Light Reading culminates in “Arrangements,” ten poems of ten lines each. Although calling these “arrangements” poems may be a stretch. Delbos’s poetic vision ends in a series of lists, fitting in this age of listicles. (These Ten Cat Videos Will Change Your Life! (And You Won’t Believe #6!)) Each of these three sections provided a primer on poetry as a formalist exercise.
<IX>
- A poem first word each line rhymed
- A poem each line ends with “a”
- Poem in memory of Nintendo
- A poem with a Power Glove
- A poem for Nintendo Power magazine
- Master Blaster poem
- A poem with infinite lives
- Up up down down left right left right B A B A start
- A poem contra sunlight
- A poem you have to blow on
As Captain America said in The Avengers, “I get that reference.” Not all the “arrangements” are that explicitly pop cultural. The previous poem has “7. Sign here x ___________________” And what are we to make of:
7. A mudskipper
8. The Chicago Black Sox
“Arrangements” reveals the formalist artifice in poetic production. Yet even at its most artificial, it reveals the poet’s life and notable milestones. For adults of a certain, much of their childhood revolved Nintendo. This reviewer had a Nintendo and Contra was a favorite side scroller, along with Ninja Gaiden, Teenage Mutant Ninja Turtles, and Double Dragon. Blowing on the cartridges to make them work properly was a fact of life in the Eighties. The Eighties were also a time of radical political change, Central American genocide, hairspray, shoulderpads, and the Velvet Revolution. But Light Reading is no more the end of poetry than the Berlin Wall falling was the end of history.

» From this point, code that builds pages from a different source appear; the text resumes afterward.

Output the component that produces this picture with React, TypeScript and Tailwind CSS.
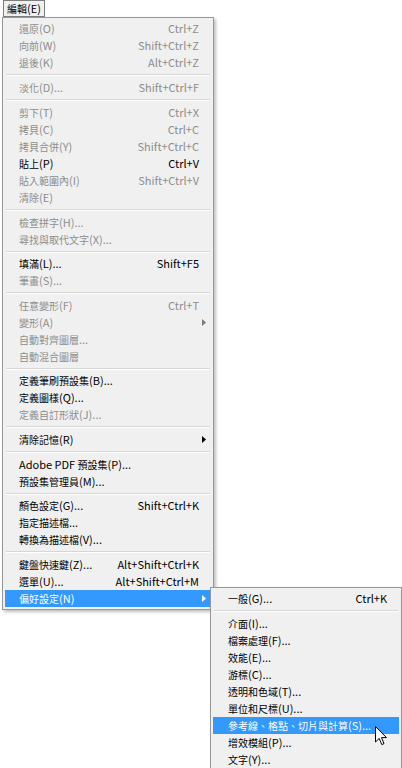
type Entry =
  | { kind: "item"; label: string; shortcut?: string; disabled?: boolean; arrow?: boolean; active?: boolean }
  | { kind: "sep"; h: number };

const font = "font-['Noto_Sans_CJK_TC','Noto_Sans',sans-serif]";

const mainMenu: Entry[] = [
  { kind: "item", label: "還原(O)", shortcut: "Ctrl+Z", disabled: true },
  { kind: "item", label: "向前(W)", shortcut: "Shift+Ctrl+Z", disabled: true },
  { kind: "item", label: "退後(K)", shortcut: "Alt+Ctrl+Z", disabled: true },
  { kind: "sep", h: 8 },
  { kind: "item", label: "淡化(D)...", shortcut: "Shift+Ctrl+F", disabled: true },
  { kind: "sep", h: 8 },
  { kind: "item", label: "剪下(T)", shortcut: "Ctrl+X", disabled: true },
  { kind: "item", label: "拷貝(C)", shortcut: "Ctrl+C", disabled: true },
  { kind: "item", label: "拷貝合併(Y)", shortcut: "Shift+Ctrl+C", disabled: true },
  { kind: "item", label: "貼上(P)", shortcut: "Ctrl+V" },
  { kind: "item", label: "貼入範圍內(I)", shortcut: "Shift+Ctrl+V", disabled: true },
  { kind: "item", label: "清除(E)", disabled: true },
  { kind: "sep", h: 8 },
  { kind: "item", label: "檢查拼字(H)...", disabled: true },
  { kind: "item", label: "尋找與取代文字(X)...", disabled: true },
  { kind: "sep", h: 7 },
  { kind: "item", label: "填滿(L)...", shortcut: "Shift+F5" },
  { kind: "item", label: "筆畫(S)...", disabled: true },
  { kind: "sep", h: 8 },
  { kind: "item", label: "任意變形(F)", shortcut: "Ctrl+T", disabled: true },
  { kind: "item", label: "變形(A)", disabled: true, arrow: true },
  { kind: "item", label: "自動對齊圖層...", disabled: true },
  { kind: "item", label: "自動混合圖層", disabled: true },
  { kind: "sep", h: 7 },
  { kind: "item", label: "定義筆刷預設集(B)..." },
  { kind: "item", label: "定義圖樣(Q)..." },
  { kind: "item", label: "定義自訂形狀(J)...", disabled: true },
  { kind: "sep", h: 8 },
  { kind: "item", label: "清除記憶(R)", arrow: true },
  { kind: "sep", h: 8 },
  { kind: "item", label: "Adobe PDF 預設集(P)..." },
  { kind: "item", label: "預設集管理員(M)..." },
  { kind: "sep", h: 7 },
  { kind: "item", label: "顏色設定(G)...", shortcut: "Shift+Ctrl+K" },
  { kind: "item", label: "指定描述檔..." },
  { kind: "item", label: "轉換為描述檔(V)..." },
  { kind: "sep", h: 8 },
  { kind: "item", label: "鍵盤快速鍵(Z)...", shortcut: "Alt+Shift+Ctrl+K" },
  { kind: "item", label: "選單(U)...", shortcut: "Alt+Shift+Ctrl+M" },
  { kind: "item", label: "偏好設定(N)", arrow: true, active: true },
];

const prefMenu: Entry[] = [
  { kind: "item", label: "一般(G)...", shortcut: "Ctrl+K" },
  { kind: "sep", h: 8 },
  { kind: "item", label: "介面(I)..." },
  { kind: "item", label: "檔案處理(F)..." },
  { kind: "item", label: "效能(E)..." },
  { kind: "item", label: "游標(C)..." },
  { kind: "item", label: "透明和色域(T)..." },
  { kind: "item", label: "單位和尺標(U)..." },
  { kind: "item", label: "參考線、格點、切片與計算(S)...", active: true },
  { kind: "item", label: "增效模組(P)..." },
  { kind: "item", label: "文字(Y)..." },
];

// CJK glyphs in the original are set a little smaller than the latin text
function Label({ text }: { text: string }) {
  const parts = text.split(/([\u3000-\u9fff\uff00-\uffef]+)/).filter(Boolean);
  return (
    <span className="whitespace-nowrap">
      {parts.map((p, i) =>
        /[\u3000-\u9fff\uff00-\uffef]/.test(p) ? (
          <span key={i} className="text-[10px]">
            {p}
          </span>
        ) : (
          <span key={i}>{p}</span>
        )
      )}
    </span>
  );
}

function Arrow({ color }: { color: string }) {
  return (
    <svg width="4" height="7" viewBox="0 0 4 7" className="shrink-0">
      <path d="M0 0 L4 3.5 L0 7 Z" fill={color} />
    </svg>
  );
}

function MenuList({ entries, pl, pr }: { entries: Entry[]; pl: string; pr: string }) {
  return (
    <div className="flex flex-col py-[2px]">
      {entries.map((e, i) => {
        if (e.kind === "sep") {
          return (
            <div key={i} className="flex items-center px-[3px]" style={{ height: e.h }}>
              <div className="h-[2px] w-full border-t border-[#d6d6d6] border-b-white border-b" />
            </div>
          );
        }
        const color = e.active ? "text-white" : e.disabled ? "text-[#8d8d8d]" : "text-black";
        return (
          <div
            key={i}
            className={`relative flex h-[17px] items-center mx-[2px] ${e.active ? "bg-[#3399ff]" : ""} ${color}`}
          >
            <div className={`flex flex-1 items-center justify-between ${pl} ${pr}`}>
              <Label text={e.label} />
              {e.shortcut && <span className="whitespace-nowrap">{e.shortcut}</span>}
            </div>
            {e.arrow && (
              <div className="absolute right-[5px] top-[5px]">
                <Arrow color={e.active ? "#ffffff" : e.disabled ? "#7a7a7a" : "#000000"} />
              </div>
            )}
          </div>
        );
      })}
    </div>
  );
}

function Cursor() {
  return (
    <svg width="13" height="20" viewBox="0 0 13 20" className="absolute left-[375px] top-[726px]">
      <path
        d="M0.5 0.5 L0.5 16 L4.2 12.4 L6.8 18.6 L9 17.6 L6.5 11.6 L11.5 11.6 Z"
        fill="#ffffff"
        stroke="#000000"
        strokeWidth="1"
        strokeLinejoin="miter"
      />
    </svg>
  );
}

export default function App() {
  return (
    <div className={`relative w-[402px] h-[768px] overflow-hidden bg-white text-[11px] leading-none ${font}`}>
      <div className="flex pl-[3px]">
        <div className="flex h-[17px] items-center border border-[#7d7d7d] bg-[#f0f0f0] px-[3px] text-black">
          <Label text="編輯(E)" />
        </div>
      </div>

      <div className="ml-[2px] w-[212px] border border-[#979797] bg-[#f0f0f0] shadow-[2px_2px_3px_rgba(0,0,0,0.25)]">
        <MenuList entries={mainMenu} pl="pl-[14px]" pr="pr-[12px]" />
      </div>

      <div className="absolute left-[210px] top-[587px] w-[192px] border border-[#979797] bg-[#f0f0f0] shadow-[2px_2px_3px_rgba(0,0,0,0.25)]">
        <MenuList entries={prefMenu} pl="pl-[15px]" pr="pr-[12px]" />
      </div>

      <Cursor />
    </div>
  );
}
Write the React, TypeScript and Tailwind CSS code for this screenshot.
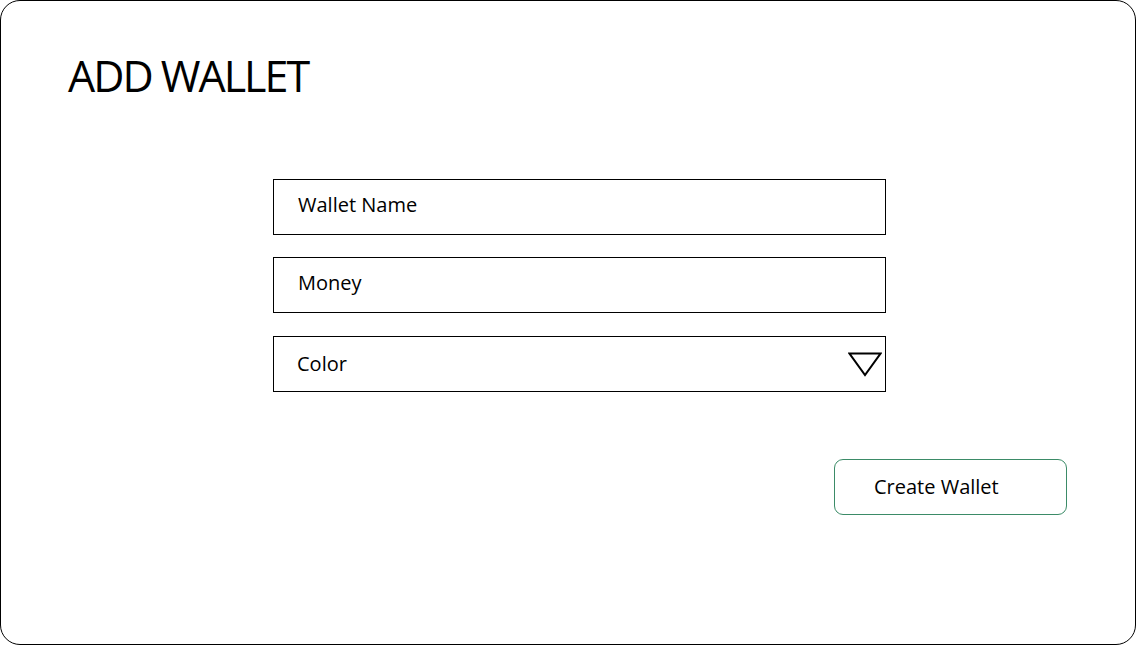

Light Reading stands balanced between authorial biography and poetic formalism. It can reveal insights in the poet’s life, but one has to dig between allusive phrases and ghostly emanations. Light can penetrate into this foggy labyrinth, but it requires both close reading and a light touch. Sophisticated, solipsistic, and just a bit silly, Light Reading offers delight and obfuscation by turns, but also exhibits itself as a fragmentary, pointillist portrait of a Prague poet.